What large project is seriously using crappy file-locking source control like VSS? That sounds very, very painful, and would more or less make any sweeping refactoring impossible. IMO any non-trivial project needs an occasional housecleaning run like that, unless it is (A) immaculately designed, or (B) has the great luck of having requirements that aren't moving targets (ha!).Agreed that this isn't a WTF, though. It's just a mildly lazy refactoring, probably trying to avoid the kind of pains you're talking about. And when you consider the pass-through get/set accessor methods or properties littering every Java / C# codebase in existence, it's positively mundane.
Admin
If memory serves, the checkout-operation of clear-case does not lock the file in the repository (i.e. other developers can simultaneously checkout the same file, and edit it).

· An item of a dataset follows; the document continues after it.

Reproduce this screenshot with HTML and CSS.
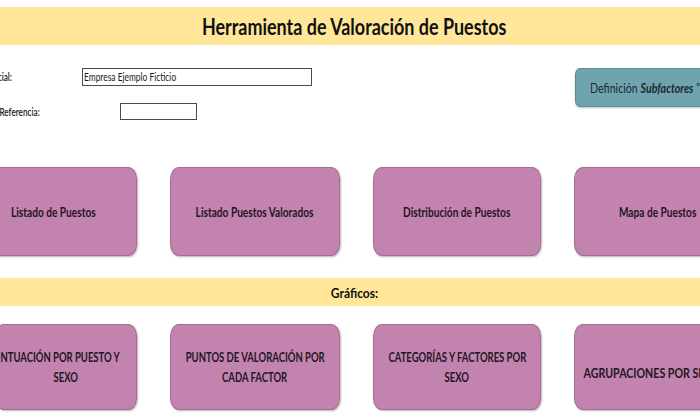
FILE: index.html
```html
<!DOCTYPE html>
<html lang="es">
<head>
<meta charset="utf-8">
<title>Herramienta de Valoración de Puestos</title>
<link rel="stylesheet" href="styles.css">
</head>
<body>
<div class="sheet">
  <header class="band band--title"><span class="sq title">Herramienta de Valoración de Puestos</span></header>

  <section class="info">
    <div class="form">
      <div class="form-row form-row--social">
        <div class="label label--social"><span class="sq sq--right">Razón Social:</span></div>
        <div class="field field--social"><span class="sq sq--left">Empresa Ejemplo Ficticio</span></div>
      </div>
      <div class="form-row form-row--ref">
        <div class="label label--ref"><span class="sq sq--right">Referencia:</span></div>
        <div class="field field--ref"></div>
      </div>
    </div>
    <div class="def-btn"><span class="sq sq--left">Definición <b><i>Subfactores</i></b> "Factores"</span></div>
  </section>

  <section class="btn-row btn-row--main">
    <div class="btn"><span class="sq">Listado de Puestos</span></div>
    <div class="btn"><span class="sq">Listado Puestos Valorados</span></div>
    <div class="btn"><span class="sq">Distribución de Puestos</span></div>
    <div class="btn"><span class="sq">Mapa de Puestos</span></div>
  </section>

  <div class="band band--sub"><span class="sq sub">Gráficos:</span></div>

  <section class="btn-row btn-row--charts">
    <div class="btn btn--narrow"><span class="sq caps line-shift">PUNTUACIÓN POR PUESTO Y</span><span class="sq caps">SEXO</span></div>
    <div class="btn"><span class="sq caps">PUNTOS DE VALORACIÓN POR</span><span class="sq caps">CADA FACTOR</span></div>
    <div class="btn"><span class="sq caps">CATEGORÍAS Y FACTORES POR</span><span class="sq caps">SEXO</span></div>
    <div class="btn btn--low"><span class="sq caps caps--big">AGRUPACIONES POR SEXO</span></div>
  </section>
</div>
</body>
</html>
```

FILE: styles.css
```css
* { box-sizing: border-box; }

html, body {
  margin: 0;
  padding: 0;
  background: #ffffff;
}

.sheet {
  --sq: 0.78;
  width: 700px;
  height: 420px;
  overflow: hidden;
  background: #ffffff;
  font-family: Lato, "Open Sans", "Liberation Sans", sans-serif;
  color: #141414;
  display: flex;
  flex-direction: column;
}

.sq {
  display: inline-block;
  white-space: nowrap;
  transform: scaleX(var(--sq));
  transform-origin: center center;
}
.sq--left { transform-origin: left center; }
.sq--right { transform-origin: right center; }

.band {
  flex: none;
  background: #ffe699;
  display: flex;
  align-items: center;
  justify-content: center;
  padding-left: 9px;
}
.band--title {
  margin-top: 7px;
  height: 38px;
}
.title {
  font-size: 23px;
  font-weight: 700;
  color: #111111;
}
.band--sub {
  margin-top: 22px;
  height: 28px;
}
.sub {
  --sq: 0.86;
  font-size: 14px;
  font-weight: 700;
  color: #111111;
}

/* info area */
.info {
  flex: none;
  height: 122px;
  padding-top: 23px;
  display: flex;
  align-items: flex-start;
}
.form {
  display: flex;
  flex-direction: column;
  gap: 17px;
}
.form-row {
  display: flex;
  align-items: center;
}
.label {
  display: flex;
  justify-content: flex-end;
  font-size: 10.5px;
  font-weight: 600;
  color: #1a1a1a;
}
.label--social { width: 12px; }
.label--ref { width: 40px; }

.field {
  background: #ffffff;
  border: 1px solid #4a4a4a;
  display: flex;
  align-items: center;
  padding-left: 1px;
  font-size: 10.5px;
  color: #1a1a1a;
}
.field .sq { --sq: 0.8; }
.field--social {
  margin-left: 70px;
  width: 230px;
  height: 18px;
}
.field--ref {
  margin-left: 80px;
  width: 77px;
  height: 17px;
}

.def-btn {
  margin-left: auto;
  margin-right: -60px;
  width: 185px;
  height: 39px;
  background: #6fa3ae;
  border: 1px solid #5b8d99;
  border-radius: 5px / 7px;
  box-shadow: 0 1px 2px rgba(0, 0, 0, 0.25);
  display: flex;
  align-items: center;
  padding-left: 14px;
  font-size: 14px;
  color: #1b2a33;
}
.def-btn .sq { --sq: 0.76; }
.def-btn b { font-weight: 700; }

/* button rows */
.btn-row {
  flex: none;
  display: grid;
  grid-template-columns: 168px 170px 168px 168px;
  column-gap: 33px;
  margin-left: -31px;
}
.btn-row--main { height: 89px; }
.btn-row--charts {
  margin-top: 18px;
  height: 86px;
}

.btn {
  background: #c283ae;
  border: 1px solid #a46e93;
  border-radius: 9px / 12px;
  box-shadow: 1px 1px 2px rgba(60, 40, 55, 0.35);
  display: flex;
  flex-direction: column;
  align-items: center;
  justify-content: center;
  font-size: 13px;
  font-weight: 700;
  color: #24161f;
  line-height: 20px;
}
.btn--narrow {
  width: 142px;
  justify-self: end;
}
.btn--low {
  padding-top: 12px;
  padding-right: 12px;
}
.line-shift { margin-right: 24px; }
.caps { --sq: 0.73; }
.caps--big {
  --sq: 0.76;
  font-size: 14px;
}
```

But yeah, CC is a real pain. And dynamic views - there's your real WTF.
Admin
As the person who posted it, this was called 3 times from the codebase and it was not a result of refactoring. It really was just an idiot trying to be clever, and failing miserably.
Which is pretty similar to some of the responses on this thread!
Admin
It is called the Adapter pattern.
Admin
Right, but you can't, without using confirm or prompt, write a function which A) you call it B) it waits for user input C) it returns. My point was, that something like you described would require a rewrite of all code that calls this function anyway.
Admin
Wrong. Every single change gets tested. Period. If you change something that affects 200 places in the code, all 200 changes get tested. Anything less means you're not testing at all, and that's sloppy.
Again, wrong. The change should be commented with every one of the files checked in, so that it's history is properly tracked.
Seriously, wrong. See my comments above.
Glad you don't work with me. I have enough to do without trying to keep track of some sloppy amateur's work as well.
Admin
The difference is that replacing it with a single call confirm() is provably equivalent - which can't be said for anything else (even replacing it with a prompt() that asks you type "yes" or "no")
Admin
Agreed. And not many days, either, or he'd be able to spell grep.